10~11月の県内宿泊者数は、前年を下回りました(▲3.1%)が、マイナス幅は縮小しているほか、昨年秋の大型観光キャンペーンの効果もあり、この間の観光施設等の入込客数は多くの施設で前年を上回るなど、県内の観光需要は、着実に回復しています。
なお、本年入り後、富山市が海外メディアの今年行くべき都市に選ばれたことで、「外国人客のみならず、国内客も増加している」との声が関連施設等から聞かれています。
設備投資は増加しています。短観(2024年12月調査)の集計結果(富山県分)をみると県内企業の設備投資は前年を上回る計画(+10.1%)となっています。製造業では、能増投資や新規需要の取込みに向けた投資、合理化・省力化投資などが幅広くみられています。非製造業では、能登半島地震の復旧工事のほか、新規出店やシステム・情報インフラ等への投資がみられています。

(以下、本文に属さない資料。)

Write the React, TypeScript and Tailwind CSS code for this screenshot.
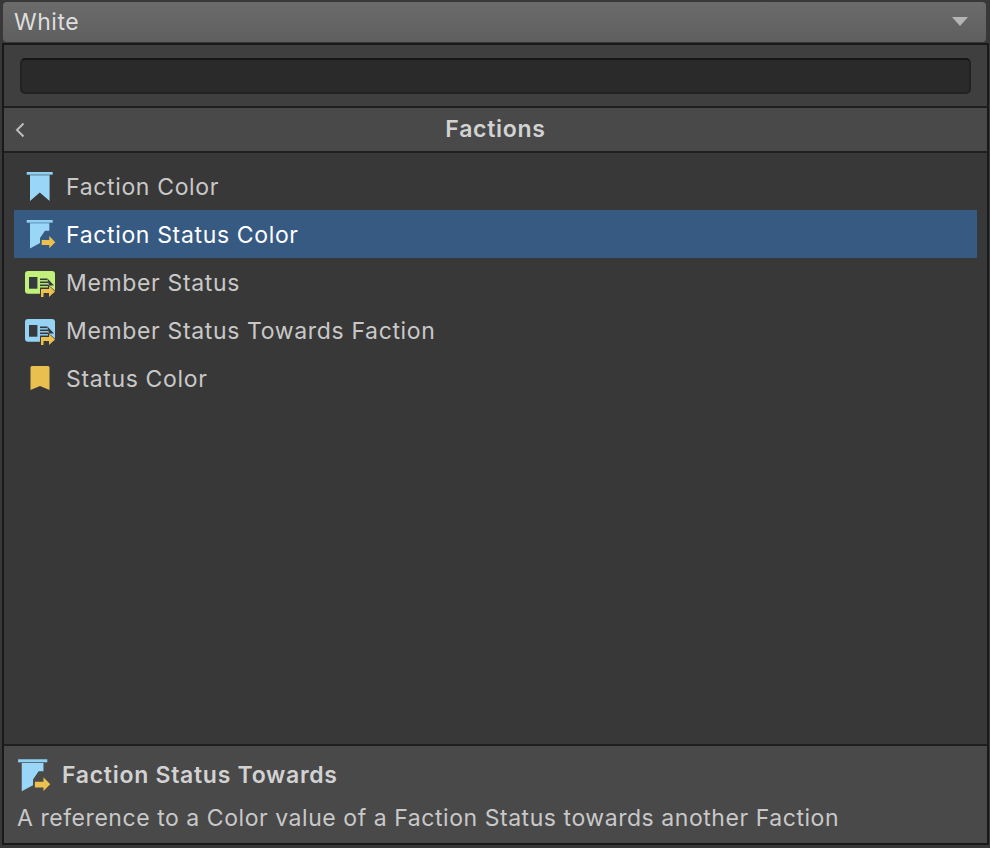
import React from "react";

const Ribbon = ({ cls = "" }: { cls?: string }) => (
  <svg viewBox="0 0 32 32" className={cls}>
    <rect x="2.7" y="2" width="26" height="2.7" fill="#8fd0f3" />
    <path d="M6 5.3H25.6V31L15.8 22.5L6 31Z" fill="#9ad6f8" />
  </svg>
);

const RibbonArrow = ({ cls = "" }: { cls?: string }) => (
  <svg viewBox="0 0 32 32" className={cls}>
    <rect x="2.7" y="2" width="26" height="2.7" fill="#8fd0f3" />
    <path d="M6 5.3H25.3V12.7H21L16 20V25L6 30.5Z" fill="#9ad6f8" />
    <path d="M17.7 22H25.3V18L31.3 24.3L25.3 30.3V27H17.7Z" fill="#ecc04e" />
  </svg>
);

const Card = ({ color, cls = "" }: { color: string; cls?: string }) => (
  <svg viewBox="0 0 31 28" className={cls}>
    <rect x="0" y="0" width="30" height="22.7" rx="3" fill={color} />
    <rect x="4" y="6" width="8.4" height="11.7" fill="#343a3d" />
    <rect x="15" y="7.5" width="7" height="1.6" fill="#343a3d" />
    <rect x="15" y="10.5" width="8" height="1.6" fill="#343a3d" />
    <rect x="15" y="13.5" width="8" height="1.6" fill="#343a3d" />
    <path d="M22 7L29 14.5H24Z" fill="#343a3d" />
    <path d="M15 16.5H23V13.5L31 20.5L23 27.5V23.5H19.5V27H15Z" fill="#383838" />
    <path d="M16 18H24V15L30 20.5L24 26V22H18.5V26H16Z" fill="#ecc04e" />
  </svg>
);

const Bookmark = ({ cls = "" }: { cls?: string }) => (
  <svg viewBox="0 0 20 24" className={cls}>
    <path d="M0.5 1.5Q0.5 0 2 0H18Q19.5 0 19.5 1.5V24L10 20L0.5 24Z" fill="#e9c04f" />
  </svg>
);

const rows = [
  { label: "Faction Color", icon: <Ribbon cls="h-8 w-8" /> },
  { label: "Faction Status Color", icon: <RibbonArrow cls="h-8 w-8" />, selected: true },
  { label: "Member Status", icon: <Card color="#c2f17b" cls="mt-[6px] h-7 w-[31px]" /> },
  { label: "Member Status Towards Faction", icon: <Card color="#95d2f4" cls="mt-[6px] h-7 w-[31px]" /> },
  { label: "Status Color", icon: <Bookmark cls="h-6 w-5" /> },
];

export default function App() {
  return (
    <div className="h-[848px] w-[990px] overflow-hidden bg-[#383838] pt-[2px] font-['Inter',sans-serif] text-[23px] tracking-[0.55px] text-[#c8c8c8]">
      <div className="ml-[3px] mr-[4px] flex h-10 items-center justify-between rounded-[4px] bg-gradient-to-b from-[#6b6b6b] to-[#5f5f5f] pl-[11px] pr-[18px] text-[#dedede]">
        <span>White</span>
        <svg viewBox="0 0 16 10" className="h-[10px] w-4"><path d="M0 0H16L8 9Z" fill="#b4b4b4" /></svg>
      </div>
      <div className="ml-[2px] mr-[1px] mt-[1px] flex h-[802px] flex-col border-2 border-[#191919]">
        <div className="flex h-[63px] items-center border-b-2 border-[#1f1f1f] bg-[#3f3f3f] px-4">
          <div className="h-9 w-[951px] rounded-[5px] border-2 border-x-[#222222] border-b-[#222222] border-t-[#161616] bg-[#2a2a2a]" />
        </div>
        <div className="relative flex h-[45px] items-center justify-center border-b-2 border-[#1f1f1f] bg-[#494949] font-semibold tracking-[0.72px]">
          <svg viewBox="0 0 10 16" className="absolute left-[11px] top-[14px] h-4 w-[10px]"><path d="M8.5 1.5L2 8L8.5 14.5" fill="none" stroke="#bdbdbd" strokeWidth="2" /></svg>
          <span className="text-[#d2d2d2]">Factions</span>
        </div>
        <div className="flex-1 bg-[#383838] px-[10px] pt-[9px] tracking-[0.65px]">
          {rows.map((r) => (
            <div key={r.label} className={`flex h-12 w-[963px] items-center ${r.selected ? "bg-[#375a83] text-white" : ""}`}>
              <div className="flex w-[52px] shrink-0 items-center justify-center">{r.icon}</div>
              <span className="pt-[2px]">{r.label}</span>
            </div>
          ))}
        </div>
        <div className="h-[99px] border-t-2 border-[#1f1f1f] bg-[#494949] pl-[13px]">
          <div className="flex h-[55px] items-center pt-[4px]">
            <RibbonArrow cls="ml-[-2px] mt-[-2px] h-[36px] w-[36px] shrink-0" />
            <span className="ml-[11px] font-semibold tracking-[0.72px] text-[#d2d2d2]">Faction Status Towards</span>
          </div>
          <div className="text-[#c8c8c8]">A reference to a Color value of a Faction Status towards another Faction</div>
        </div>
      </div>
    </div>
  );
}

なお、前回調査(2024年9月)に比べると、12月調査は下方修正(▲4.1%)となりましたが、下方修正の理由は、計画の具体化に伴う修正を挙げる先が多く、資材高や人手不足を理由に投資を先送りする動きは一部に止まっています。
生産は、横ばい圏内の動きとなっています。業種別にみると、化学は、医薬品が全体を引っ張る形で、緩やかに増加しています。電気機械は、スマホ向けが堅調なものの、自動車向けなどが弱めで、全体では横ばい圏内の動きとなっています。金属製品は、リフォーム需要を中心に下げ止まっています。汎用・生産用・業務用機械は、輸出向けを中心に足もと減少しています。
雇用・所得環境は改善しつつあります。有効求人倍率は、高水準で推移しています。雇用者所得は、実質賃金が前年を上回って推移するなど、改善しつつあります。
短観(2024年12月調査)の富山県分の集計結果をみると、企業活動の全体感を示す業況判断DI(富山県・全産業)は+4と、前回調査(9月)の+2から改善しました。製造業では、欧州・アジア地域への輸出減少や、工事の遅れに伴う建設資材の需要減少を理由に判断を引き下げる先がみられましたが、医薬品やスマホ向け部品、設備更新関連機材での需要好調を理由に判断を引き上げる先が上回り、業況判断D.I.は僅かに改善しました(▲9→▲8)。非製造業では、消費者の節約志向の高まりや競合激化などによる受注減少を理由に判断を引き下げる先がみられましたが、旅行関連需要の増加や能登半島地震の復旧工事の進展により判断を引き上げる先が上回り、業況判断D.I.は改善しました(+12→+16)。
先行きについては、製造業では、医薬品、自動車、AI関連での需要改善を理由に業況判断を引き上げる先が多くなっています。一方、非製造業で、原材料高・人手不足に対する先行き不透明感から業況判断を引き下げる先が多くなっています。この結果、全産業では、「良い」超+4を維持する見通しです。
なお、短観の次回調査(2025年3月)は4月1日に公表します。